As push notifications pile up, publishers look to get more targeted

Publishers have had a hard time getting mobile app users to personalize their notifications, so they’re trying new tacks.

In the past six months, publishers ranging from CNN to Bustle to The Guardian have deployed new strategies to get readers involved in their push strategies as competition for home-screen real estate heats up: According to mobile developer Urban Airship, publishers are sending 40 percent more push notifications per month compared to two years ago.

The push craze has heated up because pushes work, and now that mobile visitors now account for a majority of most publishers’ traffic, push notifications have grown from a curiosity into a core component of many publishers’ engagement and retention strategies. Data compiled this spring by Urban Airship found that publishers who push at least one notification to their app users every day have app retention rates more than twice as high as those for publishers that don’t.

Bustle, which gets users to spend an average of six minutes on its app, has been overhauling its notification strategy for the past three months. The Guardian, which won an award this year for using notifications to share continuously updated election data, recently began offering users a different kind of content, giving its mobile app users the chance to opt into Weekend Read notifications, which push the Guardian’s long-form pieces right to readers’ phones. And when CNN relaunched its mobile app in February, it gave users the chance to control the frequency, rather than the subjects, of notifications. The latest version of the app gives its users three options: 0-2, 3-6 or more than 7 notifications per day.

“Mobile strategy is all about reaching the individual user,” said S. Mitra Kalita, the vp of programming at CNN Digital, a stark contrast from the volume that most publishers generate content in. “It’s not what the internet really favors,” Kalita said.

The broadcaster focused on volume rather than topics in part because of the inherent unpredictability of news. “Customization is something we talk about as a form of utopia, but the reality of [news] consumption is that you kind of don’t know it until you see it,” Kalita said. “That’s the nature of news and how personally we take it.”

While the opt-in rate for mobile push notifications among media companies sits at about 60 percent, per Urban Airship, few readers take advantage of the opportunity to customize the mobile pushes they receive. Just one-third of the 25- to 34-year-old respondents to a Reuters survey said they adjust the mobile push notifications they receive from publishers; the percentages among other audience segments are even more modest.

That’s not because personalized mobile pushes are new, either. The New York Times, for example, has let its iPhone app users customize mobile alerts since 2014, yet only 14 percent of the Times’s mobile app users who have opted into notifications have chosen to receive content from at least one of the four subchannels the Times offers, which include the economy, New York, politics and sports.
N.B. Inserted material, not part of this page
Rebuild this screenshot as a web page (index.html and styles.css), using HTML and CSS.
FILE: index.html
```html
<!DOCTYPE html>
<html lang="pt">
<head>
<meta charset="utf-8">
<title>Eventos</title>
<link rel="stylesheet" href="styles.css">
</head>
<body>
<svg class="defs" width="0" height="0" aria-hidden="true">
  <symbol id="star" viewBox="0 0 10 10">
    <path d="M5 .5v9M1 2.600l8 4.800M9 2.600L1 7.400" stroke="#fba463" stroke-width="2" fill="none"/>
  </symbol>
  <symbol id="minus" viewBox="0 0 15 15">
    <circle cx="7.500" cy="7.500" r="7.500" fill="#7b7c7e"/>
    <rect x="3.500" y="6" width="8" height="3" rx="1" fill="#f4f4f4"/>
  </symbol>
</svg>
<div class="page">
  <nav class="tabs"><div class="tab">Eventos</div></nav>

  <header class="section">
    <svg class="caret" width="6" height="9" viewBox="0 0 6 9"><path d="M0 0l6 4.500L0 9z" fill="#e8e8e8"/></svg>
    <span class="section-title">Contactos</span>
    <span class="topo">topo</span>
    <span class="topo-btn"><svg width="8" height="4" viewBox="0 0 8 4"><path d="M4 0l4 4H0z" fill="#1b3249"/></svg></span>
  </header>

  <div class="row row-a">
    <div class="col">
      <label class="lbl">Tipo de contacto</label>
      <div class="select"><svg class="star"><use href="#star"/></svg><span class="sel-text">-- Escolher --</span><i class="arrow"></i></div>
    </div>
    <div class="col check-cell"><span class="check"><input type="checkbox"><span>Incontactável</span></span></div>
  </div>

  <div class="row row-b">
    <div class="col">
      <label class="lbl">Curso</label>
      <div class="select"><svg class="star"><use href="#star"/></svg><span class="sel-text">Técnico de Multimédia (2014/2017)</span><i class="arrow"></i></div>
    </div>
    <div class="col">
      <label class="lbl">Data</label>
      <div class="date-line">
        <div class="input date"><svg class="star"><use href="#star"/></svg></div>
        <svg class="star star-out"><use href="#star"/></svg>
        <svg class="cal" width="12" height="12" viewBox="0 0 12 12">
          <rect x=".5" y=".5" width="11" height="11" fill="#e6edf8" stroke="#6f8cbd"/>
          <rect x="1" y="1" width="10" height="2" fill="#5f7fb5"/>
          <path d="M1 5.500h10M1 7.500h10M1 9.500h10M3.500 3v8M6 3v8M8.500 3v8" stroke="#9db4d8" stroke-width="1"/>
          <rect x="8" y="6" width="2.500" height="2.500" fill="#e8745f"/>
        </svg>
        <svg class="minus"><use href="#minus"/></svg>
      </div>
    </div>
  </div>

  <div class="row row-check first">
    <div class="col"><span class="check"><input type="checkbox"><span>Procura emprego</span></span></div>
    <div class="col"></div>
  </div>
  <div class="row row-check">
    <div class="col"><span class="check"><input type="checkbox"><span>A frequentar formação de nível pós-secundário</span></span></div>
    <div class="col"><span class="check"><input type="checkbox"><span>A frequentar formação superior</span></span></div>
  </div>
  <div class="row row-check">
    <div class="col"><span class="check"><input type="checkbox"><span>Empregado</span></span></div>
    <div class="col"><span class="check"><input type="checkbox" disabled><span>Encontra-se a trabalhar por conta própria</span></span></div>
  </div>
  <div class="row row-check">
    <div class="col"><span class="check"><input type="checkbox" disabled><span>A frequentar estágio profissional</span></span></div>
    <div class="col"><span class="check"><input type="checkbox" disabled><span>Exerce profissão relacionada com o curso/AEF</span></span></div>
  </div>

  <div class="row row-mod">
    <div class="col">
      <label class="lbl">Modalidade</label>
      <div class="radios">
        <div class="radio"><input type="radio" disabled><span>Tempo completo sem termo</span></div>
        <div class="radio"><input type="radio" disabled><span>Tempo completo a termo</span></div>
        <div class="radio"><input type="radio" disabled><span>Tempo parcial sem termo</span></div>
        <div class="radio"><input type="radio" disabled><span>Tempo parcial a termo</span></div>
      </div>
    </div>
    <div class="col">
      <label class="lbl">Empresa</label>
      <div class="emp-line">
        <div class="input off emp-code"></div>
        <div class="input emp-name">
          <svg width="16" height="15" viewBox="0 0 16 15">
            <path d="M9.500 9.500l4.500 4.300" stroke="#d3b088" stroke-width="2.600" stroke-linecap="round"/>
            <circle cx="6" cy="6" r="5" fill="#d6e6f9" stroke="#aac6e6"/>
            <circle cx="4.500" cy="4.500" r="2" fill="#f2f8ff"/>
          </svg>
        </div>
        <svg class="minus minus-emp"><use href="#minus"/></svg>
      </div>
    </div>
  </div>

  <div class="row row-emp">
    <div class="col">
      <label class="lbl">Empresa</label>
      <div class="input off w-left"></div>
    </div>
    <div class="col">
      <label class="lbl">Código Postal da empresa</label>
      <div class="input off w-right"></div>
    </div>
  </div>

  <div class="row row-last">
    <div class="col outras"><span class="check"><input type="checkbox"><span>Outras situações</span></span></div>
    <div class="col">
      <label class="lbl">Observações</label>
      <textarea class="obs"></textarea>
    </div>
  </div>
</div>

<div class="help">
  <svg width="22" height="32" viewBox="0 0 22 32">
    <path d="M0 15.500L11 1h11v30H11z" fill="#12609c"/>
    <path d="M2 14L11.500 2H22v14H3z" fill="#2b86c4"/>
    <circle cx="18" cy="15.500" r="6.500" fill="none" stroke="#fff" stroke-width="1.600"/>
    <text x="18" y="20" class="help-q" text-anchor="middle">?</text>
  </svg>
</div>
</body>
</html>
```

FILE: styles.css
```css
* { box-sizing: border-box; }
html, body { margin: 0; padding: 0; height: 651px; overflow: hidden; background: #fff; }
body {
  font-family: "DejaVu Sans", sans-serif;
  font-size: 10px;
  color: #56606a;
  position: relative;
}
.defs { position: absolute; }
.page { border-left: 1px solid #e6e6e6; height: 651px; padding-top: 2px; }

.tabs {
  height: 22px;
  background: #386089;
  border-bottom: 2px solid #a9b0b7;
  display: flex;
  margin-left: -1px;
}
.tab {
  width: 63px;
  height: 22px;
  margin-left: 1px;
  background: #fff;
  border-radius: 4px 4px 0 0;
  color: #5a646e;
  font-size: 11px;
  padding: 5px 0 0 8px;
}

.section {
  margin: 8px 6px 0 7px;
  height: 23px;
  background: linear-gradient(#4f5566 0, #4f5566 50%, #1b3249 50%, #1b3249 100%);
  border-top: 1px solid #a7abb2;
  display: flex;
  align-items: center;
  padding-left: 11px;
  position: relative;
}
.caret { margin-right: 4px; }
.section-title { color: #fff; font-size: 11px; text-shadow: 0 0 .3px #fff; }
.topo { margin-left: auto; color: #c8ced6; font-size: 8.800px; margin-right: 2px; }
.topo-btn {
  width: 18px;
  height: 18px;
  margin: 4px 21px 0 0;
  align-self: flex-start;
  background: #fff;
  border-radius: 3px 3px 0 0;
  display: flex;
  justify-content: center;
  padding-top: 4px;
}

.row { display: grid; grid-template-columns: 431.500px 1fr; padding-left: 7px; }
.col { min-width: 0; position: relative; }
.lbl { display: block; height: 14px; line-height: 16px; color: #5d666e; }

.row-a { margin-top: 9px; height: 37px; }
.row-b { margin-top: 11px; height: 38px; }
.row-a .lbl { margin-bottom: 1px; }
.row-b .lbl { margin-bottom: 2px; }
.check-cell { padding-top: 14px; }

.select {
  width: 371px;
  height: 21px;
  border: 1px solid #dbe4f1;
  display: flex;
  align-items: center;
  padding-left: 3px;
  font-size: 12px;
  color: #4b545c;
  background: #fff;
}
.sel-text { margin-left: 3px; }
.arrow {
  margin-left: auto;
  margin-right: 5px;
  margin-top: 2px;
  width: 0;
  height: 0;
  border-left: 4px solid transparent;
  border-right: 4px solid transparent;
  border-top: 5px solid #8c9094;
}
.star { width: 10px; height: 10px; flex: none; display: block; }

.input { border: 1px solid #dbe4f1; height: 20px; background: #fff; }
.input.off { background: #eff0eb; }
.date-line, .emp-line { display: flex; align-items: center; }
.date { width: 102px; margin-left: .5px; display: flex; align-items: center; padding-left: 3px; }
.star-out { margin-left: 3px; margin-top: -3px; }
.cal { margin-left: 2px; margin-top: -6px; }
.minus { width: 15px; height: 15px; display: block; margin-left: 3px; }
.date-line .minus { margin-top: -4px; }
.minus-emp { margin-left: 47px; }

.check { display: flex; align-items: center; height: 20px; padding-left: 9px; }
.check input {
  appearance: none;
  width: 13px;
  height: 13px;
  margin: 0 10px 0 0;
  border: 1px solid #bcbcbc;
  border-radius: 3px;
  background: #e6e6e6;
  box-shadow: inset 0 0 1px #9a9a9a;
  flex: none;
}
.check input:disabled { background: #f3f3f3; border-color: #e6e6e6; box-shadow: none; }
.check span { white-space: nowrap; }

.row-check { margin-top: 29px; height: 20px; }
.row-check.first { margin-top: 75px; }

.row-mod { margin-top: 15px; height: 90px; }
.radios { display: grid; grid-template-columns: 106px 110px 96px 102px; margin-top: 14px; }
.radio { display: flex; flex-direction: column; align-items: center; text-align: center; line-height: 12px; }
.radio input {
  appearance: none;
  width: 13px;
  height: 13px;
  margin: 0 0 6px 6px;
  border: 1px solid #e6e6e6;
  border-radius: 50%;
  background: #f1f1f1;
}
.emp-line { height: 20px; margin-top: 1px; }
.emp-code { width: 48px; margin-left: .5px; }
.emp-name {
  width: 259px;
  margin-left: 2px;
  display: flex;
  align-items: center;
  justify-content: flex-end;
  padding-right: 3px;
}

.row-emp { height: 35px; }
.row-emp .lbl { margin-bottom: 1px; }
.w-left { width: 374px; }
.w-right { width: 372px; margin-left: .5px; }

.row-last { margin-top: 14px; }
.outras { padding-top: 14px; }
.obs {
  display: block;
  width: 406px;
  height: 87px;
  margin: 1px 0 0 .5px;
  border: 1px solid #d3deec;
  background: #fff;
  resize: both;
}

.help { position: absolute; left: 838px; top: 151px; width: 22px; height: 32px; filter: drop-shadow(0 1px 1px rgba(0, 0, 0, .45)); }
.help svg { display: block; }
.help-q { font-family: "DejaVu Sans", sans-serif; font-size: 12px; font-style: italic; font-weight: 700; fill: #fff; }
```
Today, most of the Gray Lady’s mobile push experiments focus on tone and topics, though it is trying to change that balance. The latest update of the Times app updates encourages users to customize their notifications when they open it.

But adding more customization options isn’t a panacea. The Associated Press mobile app gives users upward of a dozen topics they can toggle on or off, but few users bother. That leaves the AP in a bind: It wants to send more pushes, but it doesn’t want to overwhelm its readers, either. “The newsroom is still very sensitive about pushing out too many notifications,” Michael Boord, the AP’s global director of mobile products, said in an interview this spring.

As publishers continue to look for ways to customize their pushes, some are using Apple News as a petri dish, sending their audiences different kinds of stories there in an attempt to find new segments they could try to cater to inside their own apps. “It’s very much a laboratory,” Kalita said.